The underperformance of the premiere summation American Index, the Wilshire 5000(TMWX), reflects the disproportionally negative integrative burden on the US macroeconomy of its valuation fractal determining elements – total quantitative personal, governmental, and corporate debt, the latter of which has become much more expensive to service under some behemoth’s new junk bond status; unpayable private pension funds soon to assumed by American taxpayers- of formerly great, soon to be bankrupt, US corporations; expensive war cost which have historically withered every prior major overextended world power, record lack of US collective personal savings used as a base for fractional lending, exhausted consumer discretionary spending running up against near record energy costs; outsourced high paying jobs and current wages not maintaining pace with inflation and debt servicing; siren enticing and predatory unregulated lending practices leading to asset consumption by a new group of extremely marginal buyers; rising short term interest rates; the cresting of valuations of the US ATM – equivalent asset, i.e., housing overvaluation; and recent massive forward consumption of corporate profitless US automobiles akin to a python eating its semiannual one time big pig bolus meal.

I would be the first to say that his fractals need a lot of work if they are going to be really predictive. But what economist is ever predictive? Only God could write an equation accurately predicting economic events. Strip out the fractals.

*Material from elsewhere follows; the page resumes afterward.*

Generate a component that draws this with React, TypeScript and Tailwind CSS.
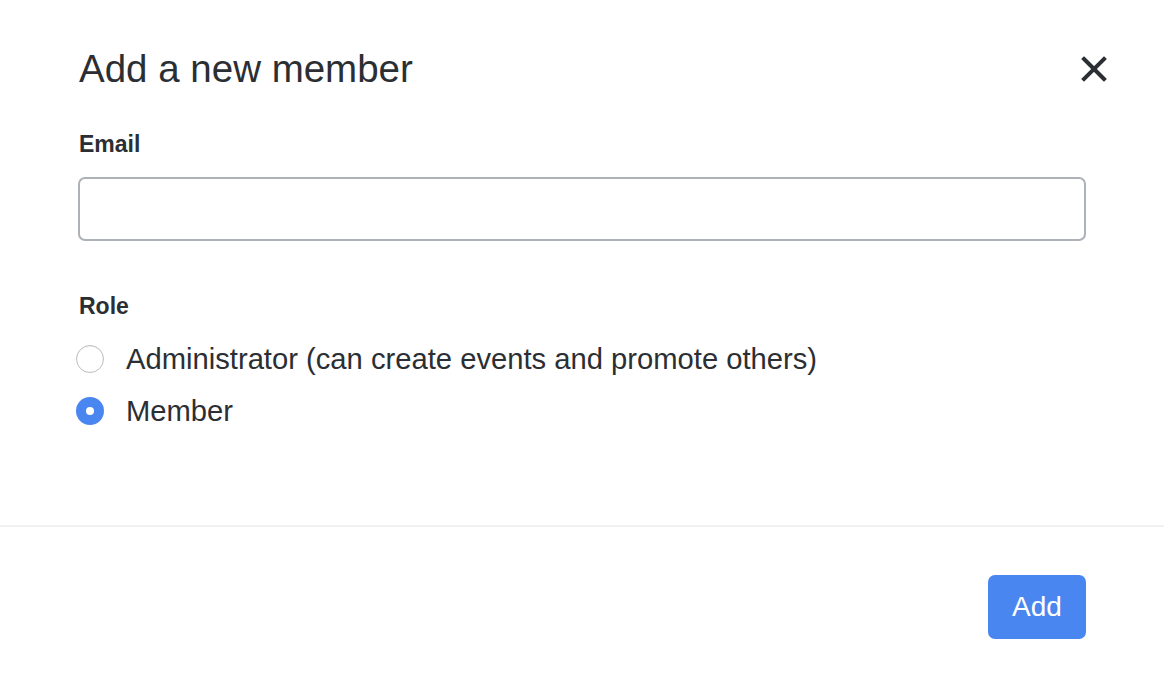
import { useState } from "react";

const ROLES = [
  { key: "admin", label: "Administrator (can create events and promote others)" },
  { key: "member", label: "Member" },
] as const;

type RoleKey = typeof ROLES[number]["key"];

export default function App() {
  const [email, setEmail] = useState("");
  const [role, setRole] = useState<RoleKey>("member");

  return (
    <div className="w-[1164px] h-[684px] bg-white text-[#2b2f33] font-['Liberation_Sans',Arial,sans-serif] flex flex-col">
      {/* Body */}
      <div className="px-[78px] pt-[46px] flex flex-col h-[525px]">
        <div className="flex items-start justify-between">
          <h2 className="text-[38.5px] leading-[46px] font-normal pl-px">Add a new member</h2>
          <button type="button" className="mt-[9px] mr-[-22px] w-[28px] h-[28px] flex items-center justify-center text-[#2b2f33]">
            <svg width="26" height="26" viewBox="0 0 26 26" fill="none" stroke="currentColor" strokeWidth="4" strokeLinecap="square">
              <path d="M3 3L23 23M23 3L3 23" />
            </svg>
          </button>
        </div>

        <label className="mt-[39px] text-[23px] leading-[26px] font-bold pl-px">Email</label>
        <input
          type="email"
          value={email}
          onChange={e => setEmail(e.target.value)}
          className="mt-[20px] h-[64px] w-full rounded-[7px] border-2 border-[#adb1b8] px-4 text-[28px] outline-none"
        />

        <label className="mt-[52px] text-[23px] leading-[26px] font-bold pl-px">Role</label>
        <div className="mt-[23px] flex flex-col gap-[18px]">
          {ROLES.map(r => (
            <button
              key={r.key}
              type="button"
              onClick={() => setRole(r.key)}
              className="-ml-[2px] flex items-center gap-[22px] text-left"
            >
              {role === r.key ? (
                <span className="w-[28px] h-[28px] rounded-full bg-[#4a86f0] flex items-center justify-center">
                  <span className="w-[8px] h-[8px] rounded-full bg-white" />
                </span>
              ) : (
                <span className="w-[28px] h-[28px] rounded-full border border-[#bdbdbd] bg-white shadow-[inset_0_1px_1px_rgba(0,0,0,0.05)]" />
              )}
              <span className="text-[29.2px] leading-[34px]">{r.label}</span>
            </button>
          ))}
        </div>
      </div>

      {/* Footer */}
      <div className="border-t-2 border-[#f1f1f1] flex justify-end px-[78px] pt-[48px]">
        <button type="button" className="w-[98px] h-[64px] rounded-[7px] bg-[#4a86f0] text-white text-[28px]">
          Add
        </button>
      </div>
    </div>
  );
}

In one mighty baroque sentence, each item in the series hanging delicately and clearly after the last and each appositive carefully crafted, he manages to collect almost all the issues that have now bubbled to the surface. Perhaps the very exercise of doing fractal economics gave him insight, however murky.

In December, 2005, he warned that a crash might be coming:

Macroeconomic turning points are not caused by changes in mass psychology. Rather mass psychology is a dependent variable that is causally changed by the transitioning major economic conditions that exist and characterize the asymptotic saturation level and the money creation peak area of the cyclical complex debt-money-asset macroeconomic system. It is at this peak transition saturation and inflection area that the collective ongoing wages of the masses of earners can no longer support additional debt load to acquire overvalued and overproduced assets. It is at this point that retrenchment and devaluation occurs. It is here where fractal growth levels off or reaches a zenith point ….and thereafter decays usually with an incipient nonlinear deflationary crash….. Mass psychology then follows the macroeconomic mechanistic debt liquidation – asset deflation optimal fractal decay evolution.

On April 21, 2006, he issued his first of what were to be the first many warning: “More Than Ever… Expect The,,,, Very Unexpected …. The Unbalanced Global Macroeconomy …… And The US Long Term Debt Market.”

Gary nailed the problem, put it up there for everyone to see.

Unfortunately, many suspected that Gary saw fractals as causative, not merely descriptive.

Commentators laughed at his warnings, scorned his fractals, and finally left him to work alone and undisturbed. Put a comment up on his website and you will get no reply. (He did change websites.)

Although he framed the picture perfectly, I think finally he himself had to question whether even fractals could be perfectly predictive. (Off by a couple of years…oops.) In truth, I am not sure what he privately thinks about the fractal science he relentlessly pursues.

If publicly he had omitted the fractals–kept them on his working bench, using them only as his private tools–and then offered more conventional rationales of why the big picture he saw was so dangerous, he might have done better.

Instead, he pushed the core argument back to fractals, a mistake, I think. In trying to prove a mathematical point, he failed to deliver his message. Sometimes I suspect he sees the world as one giant mechanism, rolling along fractally-governed, predetermined lines. While this may be true, that vast fractal has to be beyond comprehension.

Be all this as it may. I find him to be one of the most fascinating and most interesting minds on the Internet.

Too many of us sound like each other. Gary stands brilliantly apart. Unlike many of our leaders, I am sure recent events have not surprised him.